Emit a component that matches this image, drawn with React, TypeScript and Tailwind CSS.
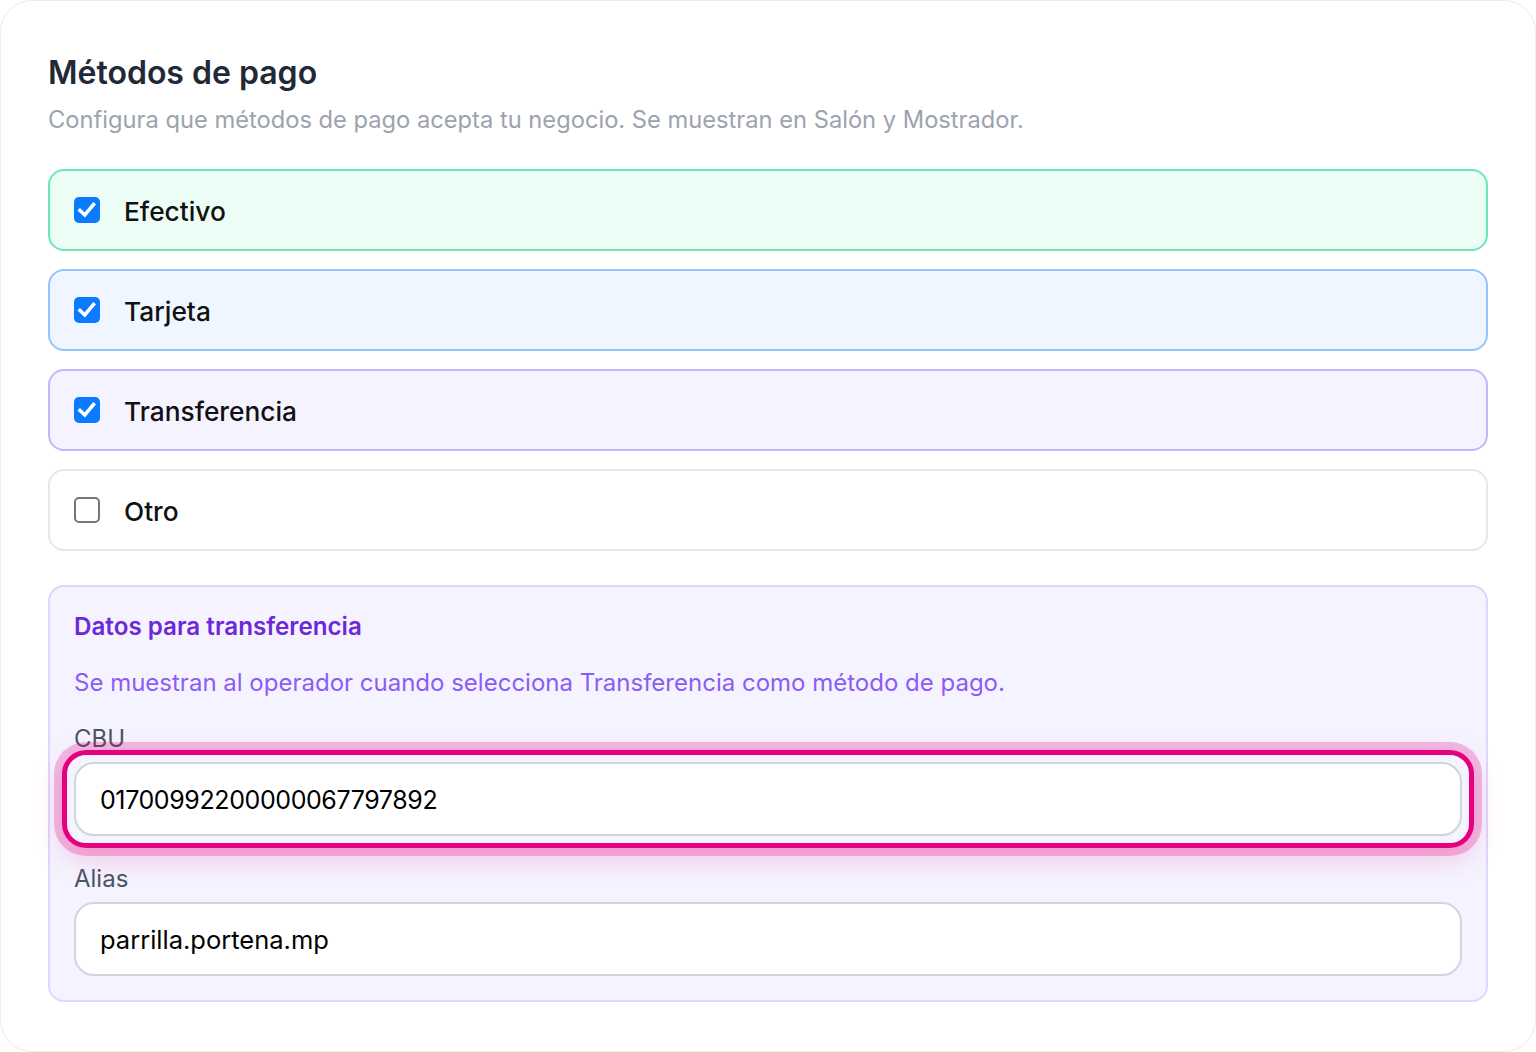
import React from "react";

type Method = {
  label: string;
  checked: boolean;
  tone: string;
};

const methods: Method[] = [
  { label: "Efectivo", checked: true, tone: "bg-[#ecfdf5] border-[#6ee7b7]" },
  { label: "Tarjeta", checked: true, tone: "bg-[#eff6ff] border-[#93c5fd]" },
  { label: "Transferencia", checked: true, tone: "bg-[#f5f3ff] border-[#c4b5fd]" },
  { label: "Otro", checked: false, tone: "bg-white border-[#e5e7eb]" },
];

function Check({ checked }: { checked: boolean }) {
  if (!checked) {
    return (
      <span className="w-[26px] h-[26px] rounded-[5px] border-2 border-[#767676] bg-white shrink-0" />
    );
  }
  return (
    <span className="w-[26px] h-[26px] rounded-[5px] bg-[#0a7aff] shrink-0 flex items-center justify-center">
      <svg width="26" height="26" viewBox="0 0 26 26" fill="none">
        <path
          d="M6 13.5 L10.8 18 L19.5 7.5"
          stroke="white"
          strokeWidth="3.6"
          strokeLinecap="square"
          strokeLinejoin="miter"
        />
      </svg>
    </span>
  );
}

function Field({
  label,
  value,
  valueClass,
  highlighted,
}: {
  label: string;
  value: string;
  valueClass: string;
  highlighted?: boolean;
}) {
  return (
    <div>
      <div className="text-[24px] leading-[34px] text-[#4b5563]">{label}</div>
      <div className="relative mt-[6px]">
        {highlighted && (
          <div className="absolute -inset-[12px] rounded-[24px] border-[5px] border-[#e5007d] shadow-[0_0_0_8px_rgba(229,0,125,0.24),0_10px_30px_rgba(229,0,125,0.2)] pointer-events-none" />
        )}
        <div
          className={`relative h-[74px] rounded-[20px] border-2 border-[#d1d5db] bg-white px-[24px] pt-[3px] flex items-center text-black ${valueClass}`}
        >
          {value}
        </div>
      </div>
    </div>
  );
}

export default function App() {
  return (
    <div
      className="w-[1536px] h-[1052px] bg-white"
      style={{ fontFamily: "Inter, 'Noto Sans', sans-serif" }}
    >
      <div className="w-full h-full rounded-[32px] border border-[#ececee] bg-white px-[47px] pt-[47px]">
        <h1 className="text-[32px] leading-[50px] font-semibold text-[#1f2937]">
          Métodos de pago
        </h1>
        <p className="mt-[6px] text-[23.7px] leading-[32px] text-[#9ca3af]">
          Configura que métodos de pago acepta tu negocio. Se muestran en Salón y Mostrador.
        </p>

        <div className="mt-[33px] flex flex-col gap-[18px]">
          {methods.map((m) => (
            <div
              key={m.label}
              className={`h-[82px] rounded-[16px] border-2 ${m.tone} flex items-center gap-[24px] px-[24px]`}
            >
              <Check checked={m.checked} />
              <span className="pt-[4px] text-[26.3px] font-medium text-[#111111]">{m.label}</span>
            </div>
          ))}
        </div>

        <div className="mt-[34px] rounded-[16px] border-2 border-[#ddd6fe] bg-[#f5f3ff] px-[24px] pt-[24px] pb-[24px]">
          <div className="text-[24.2px] leading-[32px] font-semibold text-[#6d28d9]">
            Datos para transferencia
          </div>
          <p className="mt-[24px] text-[24px] leading-[32px] text-[#8b5cf6]">
            Se muestran al operador cuando selecciona Transferencia como método de pago.
          </p>
          <div className="mt-[23px]">
            <Field
              label="CBU"
              value="01700992200000067797892"
              valueClass="text-[25px] tracking-[-0.4px]"
              highlighted
            />
          </div>
          <div className="mt-[26px]">
            <Field label="Alias" value="parrilla.portena.mp" valueClass="text-[25.5px]" />
          </div>
        </div>
      </div>
    </div>
  );
}
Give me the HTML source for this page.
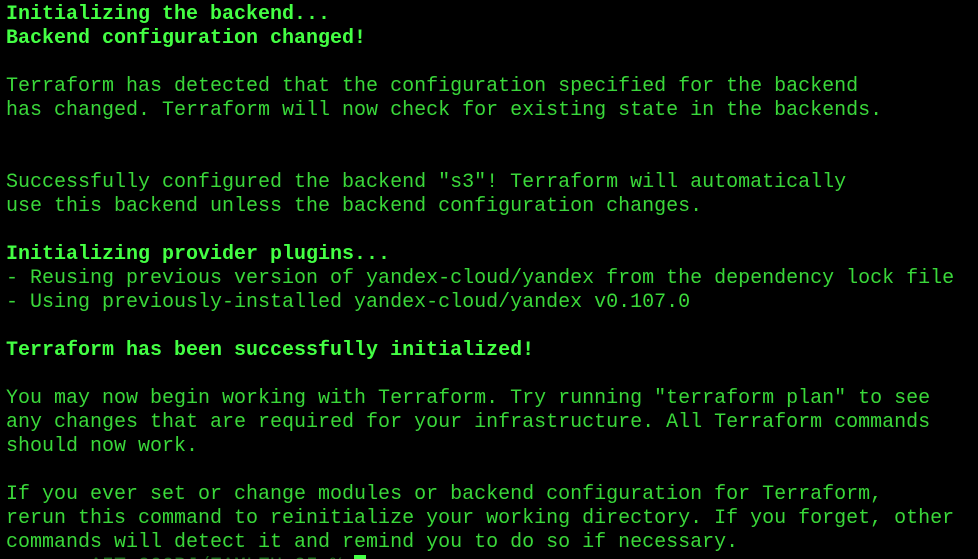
<!DOCTYPE html>
<html><head><style>
html,body{margin:0;padding:0;background:#000;width:978px;height:559px;overflow:hidden}
pre{margin:0;padding:0 0 0 6px;font-family:"Liberation Mono",monospace;font-size:20px;line-height:24px;color:#3ad83a;position:relative;top:3px}
b{color:#44ff44;font-weight:bold}
.c{display:inline-block;width:12px;height:18px;background:#44ff44;vertical-align:-2px}
</style></head><body><pre><b>Initializing the backend...</b>
<b>Backend configuration changed!</b>

Terraform has detected that the configuration specified for the backend
has changed. Terraform will now check for existing state in the backends.


Successfully configured the backend "s3"! Terraform will automatically
use this backend unless the backend configuration changes.

<b>Initializing provider plugins...</b>
- Reusing previous version of yandex-cloud/yandex from the dependency lock file
- Using previously-installed yandex-cloud/yandex v0.107.0

<b>Terraform has been successfully initialized!</b>

You may now begin working with Terraform. Try running "terraform plan" to see
any changes that are required for your infrastructure. All Terraform commands
should now work.

If you ever set or change modules or backend configuration for Terraform,
rerun this command to reinitialize your working directory. If you forget, other
commands will detect it and remind you to do so if necessary.
<span style="color:#1a6a1a">     ~ AIT-O0OPJ/ZAMLZU-O5 % </span><span class="c"></span></pre></body></html>
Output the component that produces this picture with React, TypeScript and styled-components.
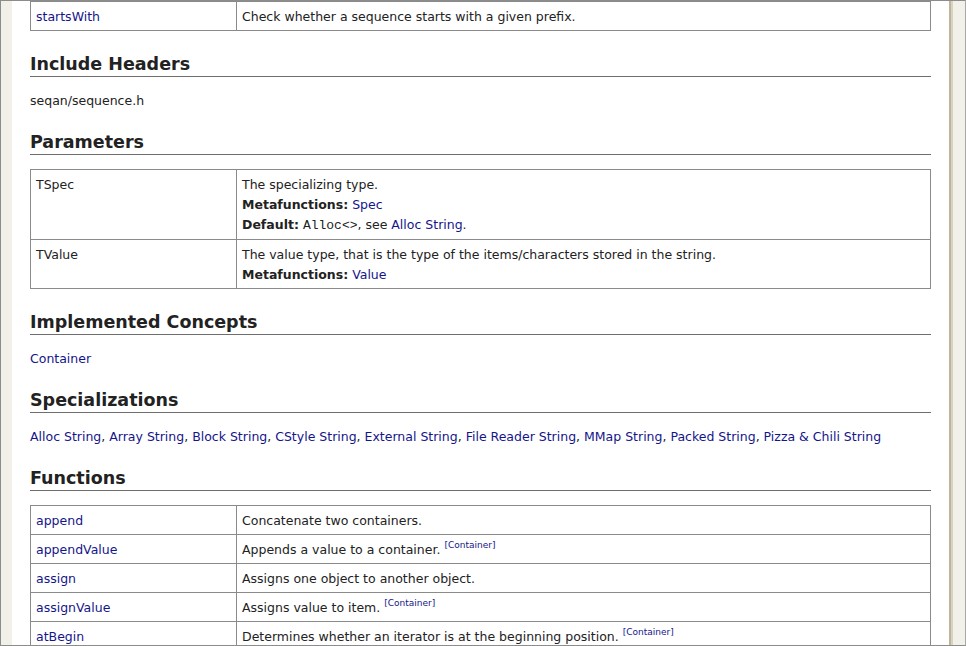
* * *
(Problem statement): Give the entries again without a single change, but with no pictures.

(Reply):
Emit a component that matches this image, drawn with React, TypeScript and Tailwind CSS.
import React from "react";

type Method = {
  label: string;
  checked: boolean;
  tone: string;
};

const methods: Method[] = [
  { label: "Efectivo", checked: true, tone: "bg-[#ecfdf5] border-[#6ee7b7]" },
  { label: "Tarjeta", checked: true, tone: "bg-[#eff6ff] border-[#93c5fd]" },
  { label: "Transferencia", checked: true, tone: "bg-[#f5f3ff] border-[#c4b5fd]" },
  { label: "Otro", checked: false, tone: "bg-white border-[#e5e7eb]" },
];

function Check({ checked }: { checked: boolean }) {
  if (!checked) {
    return (
      <span className="w-[26px] h-[26px] rounded-[5px] border-2 border-[#767676] bg-white shrink-0" />
    );
  }
  return (
    <span className="w-[26px] h-[26px] rounded-[5px] bg-[#0a7aff] shrink-0 flex items-center justify-center">
      <svg width="26" height="26" viewBox="0 0 26 26" fill="none">
        <path
          d="M6 13.5 L10.8 18 L19.5 7.5"
          stroke="white"
          strokeWidth="3.6"
          strokeLinecap="square"
          strokeLinejoin="miter"
        />
      </svg>
    </span>
  );
}

function Field({
  label,
  value,
  valueClass,
  highlighted,
}: {
  label: string;
  value: string;
  valueClass: string;
  highlighted?: boolean;
}) {
  return (
    <div>
      <div className="text-[24px] leading-[34px] text-[#4b5563]">{label}</div>
      <div className="relative mt-[6px]">
        {highlighted && (
          <div className="absolute -inset-[12px] rounded-[24px] border-[5px] border-[#e5007d] shadow-[0_0_0_8px_rgba(229,0,125,0.24),0_10px_30px_rgba(229,0,125,0.2)] pointer-events-none" />
        )}
        <div
          className={`relative h-[74px] rounded-[20px] border-2 border-[#d1d5db] bg-white px-[24px] pt-[3px] flex items-center text-black ${valueClass}`}
        >
          {value}
        </div>
      </div>
    </div>
  );
}

export default function App() {
  return (
    <div
      className="w-[1536px] h-[1052px] bg-white"
      style={{ fontFamily: "Inter, 'Noto Sans', sans-serif" }}
    >
      <div className="w-full h-full rounded-[32px] border border-[#ececee] bg-white px-[47px] pt-[47px]">
        <h1 className="text-[32px] leading-[50px] font-semibold text-[#1f2937]">
          Métodos de pago
        </h1>
        <p className="mt-[6px] text-[23.7px] leading-[32px] text-[#9ca3af]">
          Configura que métodos de pago acepta tu negocio. Se muestran en Salón y Mostrador.
        </p>

        <div className="mt-[33px] flex flex-col gap-[18px]">
          {methods.map((m) => (
            <div
              key={m.label}
              className={`h-[82px] rounded-[16px] border-2 ${m.tone} flex items-center gap-[24px] px-[24px]`}
            >
              <Check checked={m.checked} />
              <span className="pt-[4px] text-[26.3px] font-medium text-[#111111]">{m.label}</span>
            </div>
          ))}
        </div>

        <div className="mt-[34px] rounded-[16px] border-2 border-[#ddd6fe] bg-[#f5f3ff] px-[24px] pt-[24px] pb-[24px]">
          <div className="text-[24.2px] leading-[32px] font-semibold text-[#6d28d9]">
            Datos para transferencia
          </div>
          <p className="mt-[24px] text-[24px] leading-[32px] text-[#8b5cf6]">
            Se muestran al operador cuando selecciona Transferencia como método de pago.
          </p>
          <div className="mt-[23px]">
            <Field
              label="CBU"
              value="01700992200000067797892"
              valueClass="text-[25px] tracking-[-0.4px]"
              highlighted
            />
          </div>
          <div className="mt-[26px]">
            <Field label="Alias" value="parrilla.portena.mp" valueClass="text-[25.5px]" />
          </div>
        </div>
      </div>
    </div>
  );
}
Give me the HTML source for this page.
<!DOCTYPE html>
<html><head><style>
html,body{margin:0;padding:0;background:#000;width:978px;height:559px;overflow:hidden}
pre{margin:0;padding:0 0 0 6px;font-family:"Liberation Mono",monospace;font-size:20px;line-height:24px;color:#3ad83a;position:relative;top:3px}
b{color:#44ff44;font-weight:bold}
.c{display:inline-block;width:12px;height:18px;background:#44ff44;vertical-align:-2px}
</style></head><body><pre><b>Initializing the backend...</b>
<b>Backend configuration changed!</b>

Terraform has detected that the configuration specified for the backend
has changed. Terraform will now check for existing state in the backends.


Successfully configured the backend "s3"! Terraform will automatically
use this backend unless the backend configuration changes.

<b>Initializing provider plugins...</b>
- Reusing previous version of yandex-cloud/yandex from the dependency lock file
- Using previously-installed yandex-cloud/yandex v0.107.0

<b>Terraform has been successfully initialized!</b>

You may now begin working with Terraform. Try running "terraform plan" to see
any changes that are required for your infrastructure. All Terraform commands
should now work.

If you ever set or change modules or backend configuration for Terraform,
rerun this command to reinitialize your working directory. If you forget, other
commands will detect it and remind you to do so if necessary.
<span style="color:#1a6a1a">     ~ AIT-O0OPJ/ZAMLZU-O5 % </span><span class="c"></span></pre></body></html>
Output the component that produces this picture with React, TypeScript and styled-components.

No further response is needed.